Lo stesso comico che sta ora trasformando il suo gran debutto sul palcoscenico della politica in una misera recitazione estiva per uno spettacolo di provincia. Dopo aver scritto un copione magistrale impone agli attori che si rispettino per filo e per segno le battute e i tempi. Ma la politica -sebbene sia spesso finzione- è perlopiù un cantiere di idee che non possono sottostare alle rigide direzioni di un regista che -per dirla con la Senatrice Gambaro (invitata a lasciare il movimento per alcune sue dichiarazioni) – nemmeno conosce il suo campo d’azione di cui tanto (s)parla, il Parlamento.

Grillo è riuscito a dare una speranza vera alle persone che credono nella giustizia e nella democrazia, e -merito forse più grande- è stato quello di riuscire a fare da cuscinetto ad un sentimento di odio che -senza la sua discesa in campo- sarebbe inevitabilmente sfociato in violenza.

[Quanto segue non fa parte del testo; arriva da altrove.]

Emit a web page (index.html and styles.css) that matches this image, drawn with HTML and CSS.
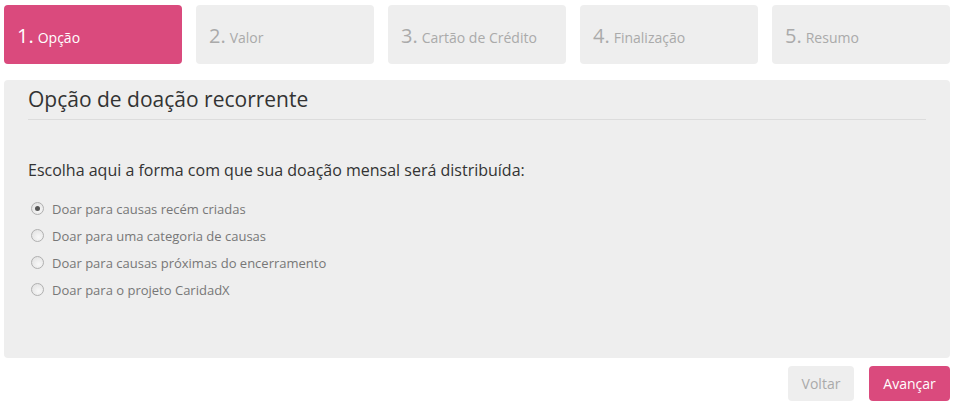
FILE: index.html
```html
<!DOCTYPE html>
<html lang="pt">
<head>
<meta charset="utf-8">
<title>Doação recorrente</title>
<link rel="stylesheet" href="styles.css">
</head>
<body>
<div class="page">
  <ol class="steps">
    <li class="step active"><span class="num">1.</span><span class="lbl">Opção</span></li>
    <li class="step"><span class="num">2.</span><span class="lbl">Valor</span></li>
    <li class="step"><span class="num">3.</span><span class="lbl">Cartão de Crédito</span></li>
    <li class="step"><span class="num">4.</span><span class="lbl">Finalização</span></li>
    <li class="step"><span class="num">5.</span><span class="lbl">Resumo</span></li>
  </ol>
  <section class="panel">
    <h2 class="title">Opção de doação recorrente</h2>
    <p class="desc">Escolha aqui a forma com que sua doação mensal será distribuída:</p>
    <ul class="options">
      <li class="opt"><span class="radio checked"></span>Doar para causas recém criadas</li>
      <li class="opt"><span class="radio"></span>Doar para uma categoria de causas</li>
      <li class="opt"><span class="radio"></span>Doar para causas próximas do encerramento</li>
      <li class="opt"><span class="radio"></span>Doar para o projeto CaridadX</li>
    </ul>
  </section>
  <div class="actions">
    <button class="btn btn-back">Voltar</button>
    <button class="btn btn-next">Avançar</button>
  </div>
</div>
</body>
</html>
```
FILE: styles.css
```css
* { box-sizing: border-box; }
body {
  margin: 0;
  font-family: "Open Sans", "Noto Sans", sans-serif;
  background: #fff;
}
.page {
  padding: 5px 5px 0 4px;
}
.steps {
  list-style: none;
  margin: 0;
  padding: 0;
  display: flex;
  gap: 14px;
}
.step {
  flex: 1;
  height: 59px;
  border-radius: 4px;
  background: #eeeeee;
  color: #aaaaaa;
  display: flex;
  align-items: center;
  padding-left: 13px;
  padding-top: 2px;
}
.step.active {
  background: #da4a7d;
  color: #fff;
}
.num {
  font-size: 20px;
  margin-right: 4px;
}
.lbl {
  font-size: 14px;
  padding-top: 3px;
}
.panel {
  margin-top: 16px;
  height: 278px;
  background: #eeeeee;
  border-radius: 4px;
  padding: 5px 24px 0 24px;
}
.title {
  margin: 0;
  font-size: 21px;
  font-weight: 400;
  line-height: 28px;
  color: #333;
  padding-bottom: 6px;
  border-bottom: 1px solid #dcdcdc;
}
.desc {
  margin: 39px 0 0 0;
  font-size: 16px;
  line-height: 22px;
  color: #333;
}
.options {
  list-style: none;
  margin: 14px 0 0 0;
  padding: 0 0 0 3px;
}
.opt {
  display: flex;
  align-items: center;
  height: 27px;
  font-size: 13px;
  color: #777;
}
.radio {
  width: 13px;
  height: 13px;
  border-radius: 50%;
  border: 1px solid #b0b0b0;
  background: radial-gradient(circle at 60% 65%, #f8f8f8 0%, #dedede 100%);
  margin-right: 8px;
  display: flex;
  align-items: center;
  justify-content: center;
  margin-top: -1px;
}
.radio.checked::after {
  content: "";
  width: 5px;
  height: 5px;
  border-radius: 50%;
  background: #555;
}
.actions {
  display: flex;
  justify-content: flex-end;
  gap: 15px;
  margin-top: 8px;
}
.btn {
  height: 35px;
  border: none;
  border-radius: 4px;
  font-family: "Open Sans", "Noto Sans", sans-serif;
  font-size: 14px;
  padding: 0;
}
.btn-back {
  width: 66px;
  background: #eeeeee;
  color: #aaaaaa;
}
.btn-next {
  width: 81px;
  background: #da4a7d;
  color: #fff;
}
```
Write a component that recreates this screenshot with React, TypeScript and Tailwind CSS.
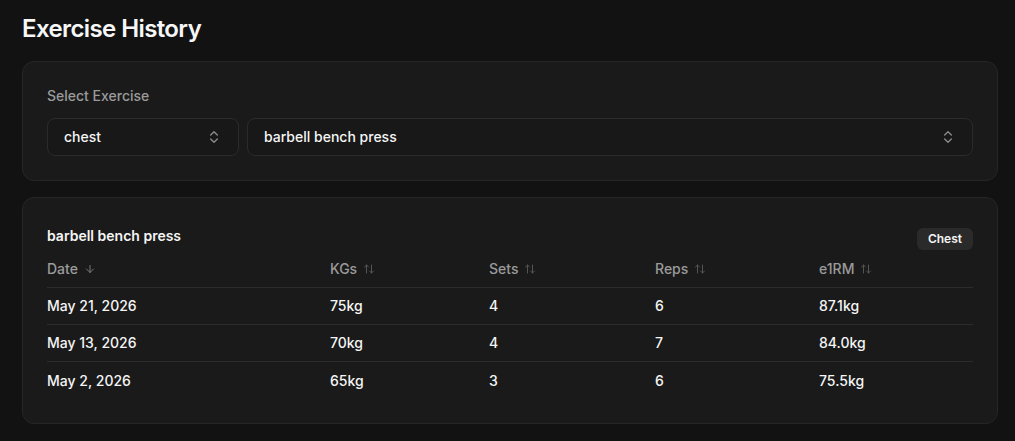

Ora però sembra che stia sciupando ogni sforzo fatto, non sa mettersi in discussione con chi ha idee divergenti: “o con me o contro di me” ,dice, come ha fatto per l’appunto con la Senatrice Gambaro ed altri del Movimento 5 stelle.

Si tolga la maschera del comico, faccia il politico se vuole stare in politica,perché a tenere due piedi in una scarpa sola non si fanno passi avanti, al massimo si rischia di cadere.